Justices wondered whether the concerns about deceit in the marketplace could actually be separated from the concerns about air emissions. They also wondered whether companies had a duty to warn consumers about a global phenomena widely discussed for decades, and how more honest communications from the companies would have changed behavior specifically in Maryland.
But the panel also interjected with plenty of questions for Boutrous. They asked about the Hawaii and Colorado supreme court rulings that have allowed the climate cases to move forward in their courts. They also asked about Sher’s argument that only market forces would restrict emissions, not the court’s ruling.
“They’re using the lawsuit to try to change market forces to reduce emissions,” Boutrous said.
Boutrous also argued that it would be unwieldy for municipalities and counties across the United States to be permitted to move forward with litigation against the same large oil and gas companies.

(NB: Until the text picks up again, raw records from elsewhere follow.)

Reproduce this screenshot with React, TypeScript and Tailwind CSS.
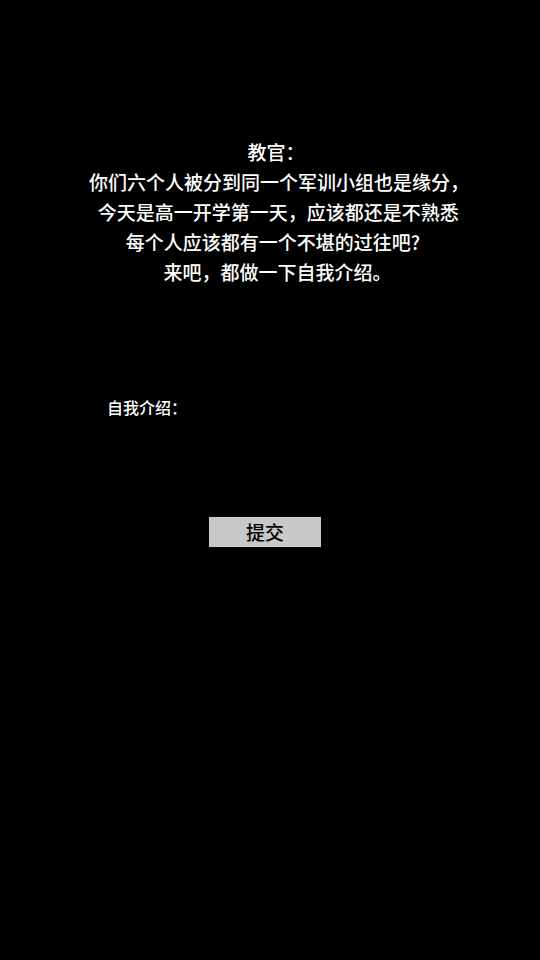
export default function App() {
  const lines: { text: string; cls: string }[] = [
    { text: "教官：", cls: "pl-[12px]" },
    { text: "你们六个人被分到同一个军训小组也是缘分，", cls: "pl-[18px]" },
    { text: "\u00a0今天是高一开学第一天，应该都还是不熟悉", cls: "pl-[12px]" },
    { text: "每个人应该都有一个不堪的过往吧?", cls: "pl-[6px]" },
    { text: "来吧，都做一下自我介绍。", cls: "pl-[15px]" },
  ];
  return (
    <div
      className="flex h-[960px] w-[540px] flex-col bg-black text-white"
      style={{ fontFamily: '"Noto Sans CJK SC", "Noto Sans", sans-serif' }}
    >
      <div className="mt-[137px] flex flex-col items-center text-[19px] font-medium leading-[30px]">
        {lines.map((l, i) => (
          <div key={i} className={`whitespace-pre ${l.cls}`}>
            {l.text}
          </div>
        ))}
      </div>

      <div className="mt-[105px] pl-[107px] text-[16px] font-medium leading-[30px]">自我介绍：</div>

      <div className="mt-[95px] flex pl-[209px]">
        <button
          type="button"
          className="h-[30px] w-[112px] bg-[#c8c8c8] text-[19px] font-medium leading-[30px] text-black"
        >
          提交
        </button>
      </div>
    </div>
  );
}
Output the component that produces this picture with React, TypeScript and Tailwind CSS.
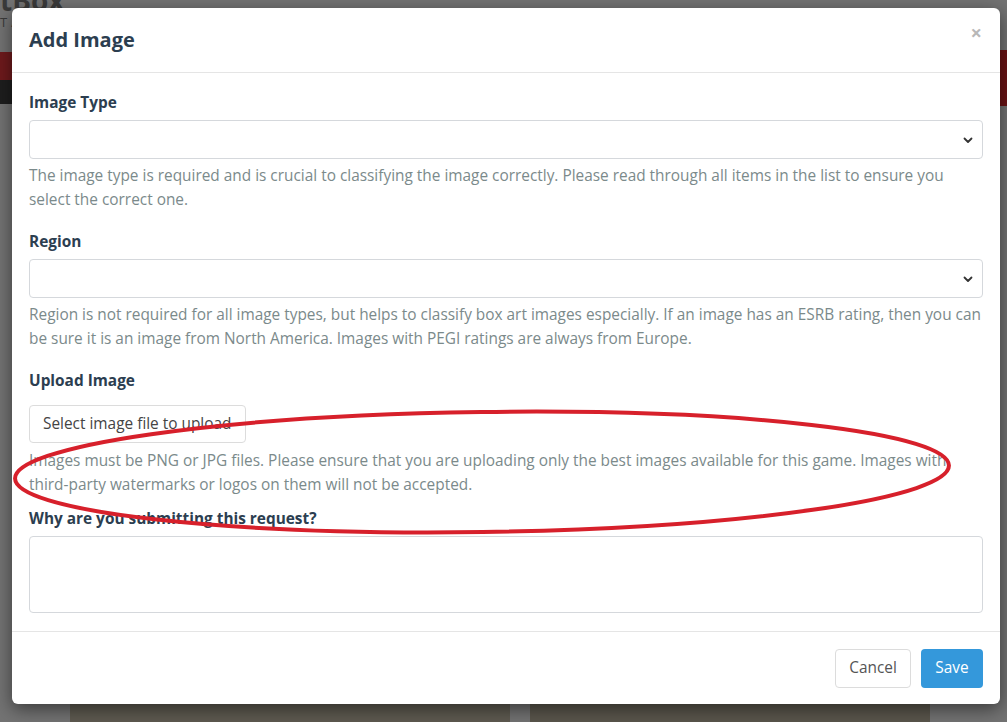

“Think of the number of suits here,” Boutrous said.
He argued that if Maryland courts ruled that the companies should have warned the public, that outcome would have implications far beyond the state — even crossing international borders.
“This court would be imposing a duty that would run to China, to Great Britain — that would run all around the world,” Boutrous said.
But Sher argued that the nature of modern commerce means those effects are unavoidable.
“The notion that Maryland law cannot affect behavior outside of Maryland is wrong,” Sher said.